[Start]

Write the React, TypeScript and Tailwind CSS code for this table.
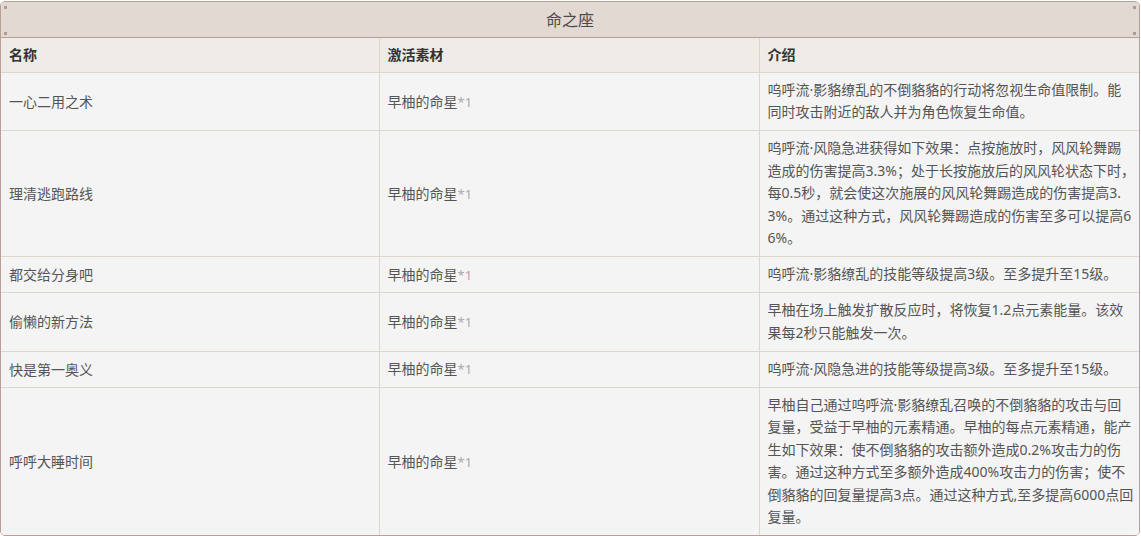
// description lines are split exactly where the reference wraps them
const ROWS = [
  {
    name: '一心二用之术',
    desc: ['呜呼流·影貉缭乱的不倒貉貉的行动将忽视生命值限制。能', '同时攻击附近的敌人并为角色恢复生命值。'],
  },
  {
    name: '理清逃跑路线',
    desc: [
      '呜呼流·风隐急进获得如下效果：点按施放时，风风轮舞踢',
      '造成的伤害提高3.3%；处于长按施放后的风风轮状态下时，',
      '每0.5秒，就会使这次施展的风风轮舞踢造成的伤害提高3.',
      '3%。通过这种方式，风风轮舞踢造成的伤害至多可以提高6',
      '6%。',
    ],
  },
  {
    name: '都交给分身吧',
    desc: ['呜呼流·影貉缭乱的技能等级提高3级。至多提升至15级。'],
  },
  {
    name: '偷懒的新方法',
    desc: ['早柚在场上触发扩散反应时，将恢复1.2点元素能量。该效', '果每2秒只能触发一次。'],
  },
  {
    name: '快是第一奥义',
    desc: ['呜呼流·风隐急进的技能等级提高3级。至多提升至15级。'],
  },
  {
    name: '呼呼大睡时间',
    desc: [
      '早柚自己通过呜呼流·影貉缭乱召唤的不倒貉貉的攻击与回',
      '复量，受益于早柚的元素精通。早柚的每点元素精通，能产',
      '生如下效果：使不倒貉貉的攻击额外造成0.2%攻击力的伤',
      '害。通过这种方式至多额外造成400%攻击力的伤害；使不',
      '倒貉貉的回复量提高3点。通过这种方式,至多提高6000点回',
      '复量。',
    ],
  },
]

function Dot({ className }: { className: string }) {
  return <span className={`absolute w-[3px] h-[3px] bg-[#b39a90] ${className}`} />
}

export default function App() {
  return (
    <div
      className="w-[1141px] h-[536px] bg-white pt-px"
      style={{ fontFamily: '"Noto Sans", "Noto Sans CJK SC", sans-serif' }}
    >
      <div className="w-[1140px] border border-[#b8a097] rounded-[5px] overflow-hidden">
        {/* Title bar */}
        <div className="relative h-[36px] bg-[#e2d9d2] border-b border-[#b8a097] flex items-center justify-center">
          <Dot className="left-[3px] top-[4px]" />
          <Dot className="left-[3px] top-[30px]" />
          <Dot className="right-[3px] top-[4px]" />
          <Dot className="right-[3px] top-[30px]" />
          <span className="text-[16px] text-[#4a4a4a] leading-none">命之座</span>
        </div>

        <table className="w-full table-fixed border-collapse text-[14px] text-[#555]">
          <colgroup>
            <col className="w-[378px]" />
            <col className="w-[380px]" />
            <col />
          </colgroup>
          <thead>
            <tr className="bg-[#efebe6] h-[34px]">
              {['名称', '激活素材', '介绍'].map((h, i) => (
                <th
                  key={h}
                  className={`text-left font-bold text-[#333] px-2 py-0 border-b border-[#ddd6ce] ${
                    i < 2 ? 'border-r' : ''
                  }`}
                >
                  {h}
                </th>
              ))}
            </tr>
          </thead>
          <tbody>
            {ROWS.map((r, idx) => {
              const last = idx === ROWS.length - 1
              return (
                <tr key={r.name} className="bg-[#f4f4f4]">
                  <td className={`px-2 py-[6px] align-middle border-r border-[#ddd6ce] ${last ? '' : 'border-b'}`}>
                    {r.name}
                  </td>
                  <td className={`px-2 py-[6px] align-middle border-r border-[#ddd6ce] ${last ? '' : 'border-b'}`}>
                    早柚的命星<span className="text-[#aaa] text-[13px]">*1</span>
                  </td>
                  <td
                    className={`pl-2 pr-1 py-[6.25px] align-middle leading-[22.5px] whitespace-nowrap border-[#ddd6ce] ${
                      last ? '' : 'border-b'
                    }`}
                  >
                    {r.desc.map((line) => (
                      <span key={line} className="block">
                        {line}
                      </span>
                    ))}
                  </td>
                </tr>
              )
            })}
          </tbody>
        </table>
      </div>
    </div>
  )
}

[End]

◆ **Exercise directions**:
Leave out the pictures and restate everything else word for word.

◆ **Task output**:
Write the React, TypeScript and Tailwind CSS code for this table.
// description lines are split exactly where the reference wraps them
const ROWS = [
  {
    name: '一心二用之术',
    desc: ['呜呼流·影貉缭乱的不倒貉貉的行动将忽视生命值限制。能', '同时攻击附近的敌人并为角色恢复生命值。'],
  },
  {
    name: '理清逃跑路线',
    desc: [
      '呜呼流·风隐急进获得如下效果：点按施放时，风风轮舞踢',
      '造成的伤害提高3.3%；处于长按施放后的风风轮状态下时，',
      '每0.5秒，就会使这次施展的风风轮舞踢造成的伤害提高3.',
      '3%。通过这种方式，风风轮舞踢造成的伤害至多可以提高6',
      '6%。',
    ],
  },
  {
    name: '都交给分身吧',
    desc: ['呜呼流·影貉缭乱的技能等级提高3级。至多提升至15级。'],
  },
  {
    name: '偷懒的新方法',
    desc: ['早柚在场上触发扩散反应时，将恢复1.2点元素能量。该效', '果每2秒只能触发一次。'],
  },
  {
    name: '快是第一奥义',
    desc: ['呜呼流·风隐急进的技能等级提高3级。至多提升至15级。'],
  },
  {
    name: '呼呼大睡时间',
    desc: [
      '早柚自己通过呜呼流·影貉缭乱召唤的不倒貉貉的攻击与回',
      '复量，受益于早柚的元素精通。早柚的每点元素精通，能产',
      '生如下效果：使不倒貉貉的攻击额外造成0.2%攻击力的伤',
      '害。通过这种方式至多额外造成400%攻击力的伤害；使不',
      '倒貉貉的回复量提高3点。通过这种方式,至多提高6000点回',
      '复量。',
    ],
  },
]

function Dot({ className }: { className: string }) {
  return <span className={`absolute w-[3px] h-[3px] bg-[#b39a90] ${className}`} />
}

export default function App() {
  return (
    <div
      className="w-[1141px] h-[536px] bg-white pt-px"
      style={{ fontFamily: '"Noto Sans", "Noto Sans CJK SC", sans-serif' }}
    >
      <div className="w-[1140px] border border-[#b8a097] rounded-[5px] overflow-hidden">
        {/* Title bar */}
        <div className="relative h-[36px] bg-[#e2d9d2] border-b border-[#b8a097] flex items-center justify-center">
          <Dot className="left-[3px] top-[4px]" />
          <Dot className="left-[3px] top-[30px]" />
          <Dot className="right-[3px] top-[4px]" />
          <Dot className="right-[3px] top-[30px]" />
          <span className="text-[16px] text-[#4a4a4a] leading-none">命之座</span>
        </div>

        <table className="w-full table-fixed border-collapse text-[14px] text-[#555]">
          <colgroup>
            <col className="w-[378px]" />
            <col className="w-[380px]" />
            <col />
          </colgroup>
          <thead>
            <tr className="bg-[#efebe6] h-[34px]">
              {['名称', '激活素材', '介绍'].map((h, i) => (
                <th
                  key={h}
                  className={`text-left font-bold text-[#333] px-2 py-0 border-b border-[#ddd6ce] ${
                    i < 2 ? 'border-r' : ''
                  }`}
                >
                  {h}
                </th>
              ))}
            </tr>
          </thead>
          <tbody>
            {ROWS.map((r, idx) => {
              const last = idx === ROWS.length - 1
              return (
                <tr key={r.name} className="bg-[#f4f4f4]">
                  <td className={`px-2 py-[6px] align-middle border-r border-[#ddd6ce] ${last ? '' : 'border-b'}`}>
                    {r.name}
                  </td>
                  <td className={`px-2 py-[6px] align-middle border-r border-[#ddd6ce] ${last ? '' : 'border-b'}`}>
                    早柚的命星<span className="text-[#aaa] text-[13px]">*1</span>
                  </td>
                  <td
                    className={`pl-2 pr-1 py-[6.25px] align-middle leading-[22.5px] whitespace-nowrap border-[#ddd6ce] ${
                      last ? '' : 'border-b'
                    }`}
                  >
                    {r.desc.map((line) => (
                      <span key={line} className="block">
                        {line}
                      </span>
                    ))}
                  </td>
                </tr>
              )
            })}
          </tbody>
        </table>
      </div>
    </div>
  )
}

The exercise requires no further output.